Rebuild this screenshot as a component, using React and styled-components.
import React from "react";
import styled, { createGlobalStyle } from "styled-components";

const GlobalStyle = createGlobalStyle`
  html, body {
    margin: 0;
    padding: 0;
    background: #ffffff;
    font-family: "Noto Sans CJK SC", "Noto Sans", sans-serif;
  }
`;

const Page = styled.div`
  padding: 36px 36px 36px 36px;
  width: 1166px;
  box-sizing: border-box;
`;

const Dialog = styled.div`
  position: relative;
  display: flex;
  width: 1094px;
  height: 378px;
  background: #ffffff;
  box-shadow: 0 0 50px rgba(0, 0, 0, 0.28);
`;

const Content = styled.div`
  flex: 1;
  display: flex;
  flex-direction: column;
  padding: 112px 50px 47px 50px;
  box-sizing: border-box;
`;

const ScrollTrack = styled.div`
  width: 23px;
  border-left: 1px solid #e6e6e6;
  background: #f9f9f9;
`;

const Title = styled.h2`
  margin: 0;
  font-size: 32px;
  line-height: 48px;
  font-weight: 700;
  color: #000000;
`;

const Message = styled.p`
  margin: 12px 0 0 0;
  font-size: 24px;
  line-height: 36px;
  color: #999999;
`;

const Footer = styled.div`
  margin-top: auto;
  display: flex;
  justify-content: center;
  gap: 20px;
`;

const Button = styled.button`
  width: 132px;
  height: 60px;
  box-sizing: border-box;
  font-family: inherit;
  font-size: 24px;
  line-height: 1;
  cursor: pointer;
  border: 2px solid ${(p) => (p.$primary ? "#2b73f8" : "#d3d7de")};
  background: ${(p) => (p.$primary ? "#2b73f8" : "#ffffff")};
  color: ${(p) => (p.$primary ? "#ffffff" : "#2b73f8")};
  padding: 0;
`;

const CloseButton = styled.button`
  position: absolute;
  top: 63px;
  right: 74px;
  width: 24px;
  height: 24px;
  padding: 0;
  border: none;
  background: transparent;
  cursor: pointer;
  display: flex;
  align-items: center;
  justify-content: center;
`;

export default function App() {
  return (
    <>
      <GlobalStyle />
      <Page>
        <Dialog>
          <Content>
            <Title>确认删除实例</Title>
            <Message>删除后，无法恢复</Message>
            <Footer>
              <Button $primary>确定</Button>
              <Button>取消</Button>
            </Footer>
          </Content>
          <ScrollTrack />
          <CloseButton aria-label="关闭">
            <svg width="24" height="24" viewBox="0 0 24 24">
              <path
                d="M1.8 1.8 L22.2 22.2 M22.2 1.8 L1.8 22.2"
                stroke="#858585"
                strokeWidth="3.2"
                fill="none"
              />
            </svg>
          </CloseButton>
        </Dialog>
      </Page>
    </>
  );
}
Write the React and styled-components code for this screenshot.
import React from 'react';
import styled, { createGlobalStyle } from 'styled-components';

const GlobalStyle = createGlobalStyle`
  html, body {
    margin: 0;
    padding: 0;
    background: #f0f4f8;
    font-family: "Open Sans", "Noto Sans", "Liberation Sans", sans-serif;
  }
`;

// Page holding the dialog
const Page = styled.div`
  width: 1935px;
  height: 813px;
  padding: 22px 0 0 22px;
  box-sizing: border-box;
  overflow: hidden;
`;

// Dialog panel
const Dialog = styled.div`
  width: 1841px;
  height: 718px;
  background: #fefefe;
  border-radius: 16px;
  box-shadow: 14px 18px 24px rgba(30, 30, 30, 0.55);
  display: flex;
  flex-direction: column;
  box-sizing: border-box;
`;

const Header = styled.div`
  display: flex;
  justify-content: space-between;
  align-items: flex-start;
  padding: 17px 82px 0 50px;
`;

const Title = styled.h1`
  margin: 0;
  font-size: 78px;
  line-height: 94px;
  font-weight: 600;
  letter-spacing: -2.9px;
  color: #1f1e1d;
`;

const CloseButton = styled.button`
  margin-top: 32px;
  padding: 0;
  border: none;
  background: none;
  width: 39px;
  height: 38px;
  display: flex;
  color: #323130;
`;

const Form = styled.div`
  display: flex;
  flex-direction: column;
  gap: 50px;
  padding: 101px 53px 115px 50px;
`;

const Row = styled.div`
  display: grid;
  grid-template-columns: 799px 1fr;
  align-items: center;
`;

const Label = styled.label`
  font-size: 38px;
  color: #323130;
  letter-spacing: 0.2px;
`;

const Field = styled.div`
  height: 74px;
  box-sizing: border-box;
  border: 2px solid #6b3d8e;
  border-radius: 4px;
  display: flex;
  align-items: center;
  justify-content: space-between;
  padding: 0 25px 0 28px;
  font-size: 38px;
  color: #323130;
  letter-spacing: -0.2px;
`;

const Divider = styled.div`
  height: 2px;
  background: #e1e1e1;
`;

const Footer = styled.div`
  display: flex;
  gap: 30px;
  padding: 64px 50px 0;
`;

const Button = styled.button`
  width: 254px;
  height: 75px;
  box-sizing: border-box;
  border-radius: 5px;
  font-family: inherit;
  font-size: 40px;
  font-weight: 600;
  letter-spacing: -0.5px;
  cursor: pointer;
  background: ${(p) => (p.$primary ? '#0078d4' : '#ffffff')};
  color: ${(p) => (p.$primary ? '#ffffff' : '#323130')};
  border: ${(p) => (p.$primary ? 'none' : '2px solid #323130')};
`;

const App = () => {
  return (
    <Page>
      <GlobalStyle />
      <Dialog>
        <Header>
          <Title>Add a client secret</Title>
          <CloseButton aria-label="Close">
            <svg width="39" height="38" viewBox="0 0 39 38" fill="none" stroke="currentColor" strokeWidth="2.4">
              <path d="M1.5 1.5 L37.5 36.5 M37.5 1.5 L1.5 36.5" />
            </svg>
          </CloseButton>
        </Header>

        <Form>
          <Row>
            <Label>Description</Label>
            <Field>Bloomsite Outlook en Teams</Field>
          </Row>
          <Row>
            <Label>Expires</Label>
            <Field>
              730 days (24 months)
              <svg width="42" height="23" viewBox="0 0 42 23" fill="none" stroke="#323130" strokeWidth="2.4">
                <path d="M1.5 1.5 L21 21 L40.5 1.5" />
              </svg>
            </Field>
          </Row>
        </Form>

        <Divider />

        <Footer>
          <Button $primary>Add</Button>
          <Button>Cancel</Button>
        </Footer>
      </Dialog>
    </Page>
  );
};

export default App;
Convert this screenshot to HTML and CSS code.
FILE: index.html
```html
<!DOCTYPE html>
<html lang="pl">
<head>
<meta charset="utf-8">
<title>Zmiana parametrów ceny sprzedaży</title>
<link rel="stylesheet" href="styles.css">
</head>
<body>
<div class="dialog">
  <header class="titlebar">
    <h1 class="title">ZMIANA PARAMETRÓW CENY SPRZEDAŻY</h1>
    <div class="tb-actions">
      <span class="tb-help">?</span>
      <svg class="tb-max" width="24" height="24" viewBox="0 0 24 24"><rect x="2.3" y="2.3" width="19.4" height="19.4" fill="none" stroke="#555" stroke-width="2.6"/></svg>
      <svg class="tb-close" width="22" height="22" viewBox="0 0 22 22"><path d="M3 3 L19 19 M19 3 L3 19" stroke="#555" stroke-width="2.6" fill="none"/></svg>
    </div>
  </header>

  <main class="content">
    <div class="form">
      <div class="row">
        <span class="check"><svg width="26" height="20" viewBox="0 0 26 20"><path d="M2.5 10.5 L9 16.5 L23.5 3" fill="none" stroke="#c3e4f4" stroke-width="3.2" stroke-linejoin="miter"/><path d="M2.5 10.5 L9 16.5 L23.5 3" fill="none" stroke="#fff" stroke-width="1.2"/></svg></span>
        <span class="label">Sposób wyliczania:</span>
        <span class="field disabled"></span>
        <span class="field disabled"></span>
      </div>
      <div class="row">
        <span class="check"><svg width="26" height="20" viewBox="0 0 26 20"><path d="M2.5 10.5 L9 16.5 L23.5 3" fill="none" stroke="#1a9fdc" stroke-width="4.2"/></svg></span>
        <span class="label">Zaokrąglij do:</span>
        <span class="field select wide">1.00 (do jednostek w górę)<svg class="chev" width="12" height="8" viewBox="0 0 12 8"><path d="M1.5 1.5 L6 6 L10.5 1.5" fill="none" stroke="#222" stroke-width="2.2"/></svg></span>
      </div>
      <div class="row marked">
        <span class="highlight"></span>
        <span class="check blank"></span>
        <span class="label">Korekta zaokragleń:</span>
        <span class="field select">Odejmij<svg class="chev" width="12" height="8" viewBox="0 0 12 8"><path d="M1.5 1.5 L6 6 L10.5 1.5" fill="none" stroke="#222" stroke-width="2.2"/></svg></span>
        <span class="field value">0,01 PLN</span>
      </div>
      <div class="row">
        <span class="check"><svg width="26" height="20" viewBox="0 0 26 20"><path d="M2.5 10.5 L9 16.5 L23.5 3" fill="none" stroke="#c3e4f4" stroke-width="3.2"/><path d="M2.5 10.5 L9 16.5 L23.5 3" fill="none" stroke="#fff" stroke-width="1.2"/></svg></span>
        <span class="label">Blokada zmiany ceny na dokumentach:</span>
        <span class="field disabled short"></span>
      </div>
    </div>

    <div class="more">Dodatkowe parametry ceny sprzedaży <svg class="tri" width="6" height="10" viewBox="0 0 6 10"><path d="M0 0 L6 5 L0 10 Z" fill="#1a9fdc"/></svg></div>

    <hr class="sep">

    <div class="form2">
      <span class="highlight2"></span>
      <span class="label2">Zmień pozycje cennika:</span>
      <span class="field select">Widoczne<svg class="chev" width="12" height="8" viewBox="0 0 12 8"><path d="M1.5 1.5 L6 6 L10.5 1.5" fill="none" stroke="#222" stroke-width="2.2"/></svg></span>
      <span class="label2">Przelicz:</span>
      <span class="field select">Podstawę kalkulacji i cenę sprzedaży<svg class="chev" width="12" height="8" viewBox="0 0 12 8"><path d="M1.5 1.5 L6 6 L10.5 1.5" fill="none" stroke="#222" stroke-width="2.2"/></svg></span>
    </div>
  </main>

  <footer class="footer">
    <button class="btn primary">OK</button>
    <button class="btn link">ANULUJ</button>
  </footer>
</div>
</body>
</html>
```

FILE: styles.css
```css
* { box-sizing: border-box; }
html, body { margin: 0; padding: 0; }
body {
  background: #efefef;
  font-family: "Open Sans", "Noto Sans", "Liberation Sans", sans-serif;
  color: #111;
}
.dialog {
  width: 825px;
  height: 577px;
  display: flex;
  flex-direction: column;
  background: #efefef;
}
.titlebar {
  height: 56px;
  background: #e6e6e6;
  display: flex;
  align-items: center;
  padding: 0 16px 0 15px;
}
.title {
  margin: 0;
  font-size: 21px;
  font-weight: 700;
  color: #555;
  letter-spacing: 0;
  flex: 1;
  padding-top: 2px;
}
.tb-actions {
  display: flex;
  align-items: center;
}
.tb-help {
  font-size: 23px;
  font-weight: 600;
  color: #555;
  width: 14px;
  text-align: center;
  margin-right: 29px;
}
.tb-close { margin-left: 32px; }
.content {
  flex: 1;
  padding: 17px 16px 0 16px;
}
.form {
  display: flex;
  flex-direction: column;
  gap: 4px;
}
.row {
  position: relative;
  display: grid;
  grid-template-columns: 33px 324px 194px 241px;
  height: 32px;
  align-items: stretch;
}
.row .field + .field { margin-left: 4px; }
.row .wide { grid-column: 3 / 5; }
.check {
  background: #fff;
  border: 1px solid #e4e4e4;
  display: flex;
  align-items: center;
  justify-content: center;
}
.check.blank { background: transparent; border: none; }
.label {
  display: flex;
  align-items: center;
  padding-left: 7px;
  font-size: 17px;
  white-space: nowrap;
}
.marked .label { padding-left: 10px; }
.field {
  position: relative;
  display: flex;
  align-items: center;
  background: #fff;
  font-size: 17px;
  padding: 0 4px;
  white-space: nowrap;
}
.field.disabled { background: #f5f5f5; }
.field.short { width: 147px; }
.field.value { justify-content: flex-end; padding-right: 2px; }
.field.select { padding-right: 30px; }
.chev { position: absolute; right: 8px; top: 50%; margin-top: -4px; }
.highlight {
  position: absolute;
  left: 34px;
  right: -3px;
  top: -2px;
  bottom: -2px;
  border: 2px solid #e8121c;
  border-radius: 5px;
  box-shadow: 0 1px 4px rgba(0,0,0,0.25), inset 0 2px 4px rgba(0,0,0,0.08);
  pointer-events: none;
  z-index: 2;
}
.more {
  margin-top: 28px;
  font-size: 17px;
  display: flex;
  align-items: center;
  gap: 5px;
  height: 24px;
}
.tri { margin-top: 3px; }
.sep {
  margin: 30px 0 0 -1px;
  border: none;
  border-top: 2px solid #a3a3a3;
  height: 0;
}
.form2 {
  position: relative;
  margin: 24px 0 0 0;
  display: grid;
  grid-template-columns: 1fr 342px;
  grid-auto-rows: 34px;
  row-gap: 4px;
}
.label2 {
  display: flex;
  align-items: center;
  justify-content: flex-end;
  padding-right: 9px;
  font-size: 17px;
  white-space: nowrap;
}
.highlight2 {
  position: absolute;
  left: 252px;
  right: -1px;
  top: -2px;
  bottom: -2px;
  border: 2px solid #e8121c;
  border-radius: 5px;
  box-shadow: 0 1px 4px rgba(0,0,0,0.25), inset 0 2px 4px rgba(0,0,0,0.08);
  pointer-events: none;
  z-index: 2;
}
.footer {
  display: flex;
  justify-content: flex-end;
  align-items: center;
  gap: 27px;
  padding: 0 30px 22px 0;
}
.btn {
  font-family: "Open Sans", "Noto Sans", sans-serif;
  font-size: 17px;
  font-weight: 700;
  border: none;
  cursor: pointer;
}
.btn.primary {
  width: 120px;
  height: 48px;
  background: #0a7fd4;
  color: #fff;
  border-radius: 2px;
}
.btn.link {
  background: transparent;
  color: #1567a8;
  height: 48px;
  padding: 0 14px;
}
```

> **YOUR TASK**
Show every line in the entries where the string "this" occurs.

> **SOLUTION BELOW**
Rebuild this screenshot as a component, using React and styled-components.
Write the React and styled-components code for this screenshot.
Convert this screenshot to HTML and CSS code.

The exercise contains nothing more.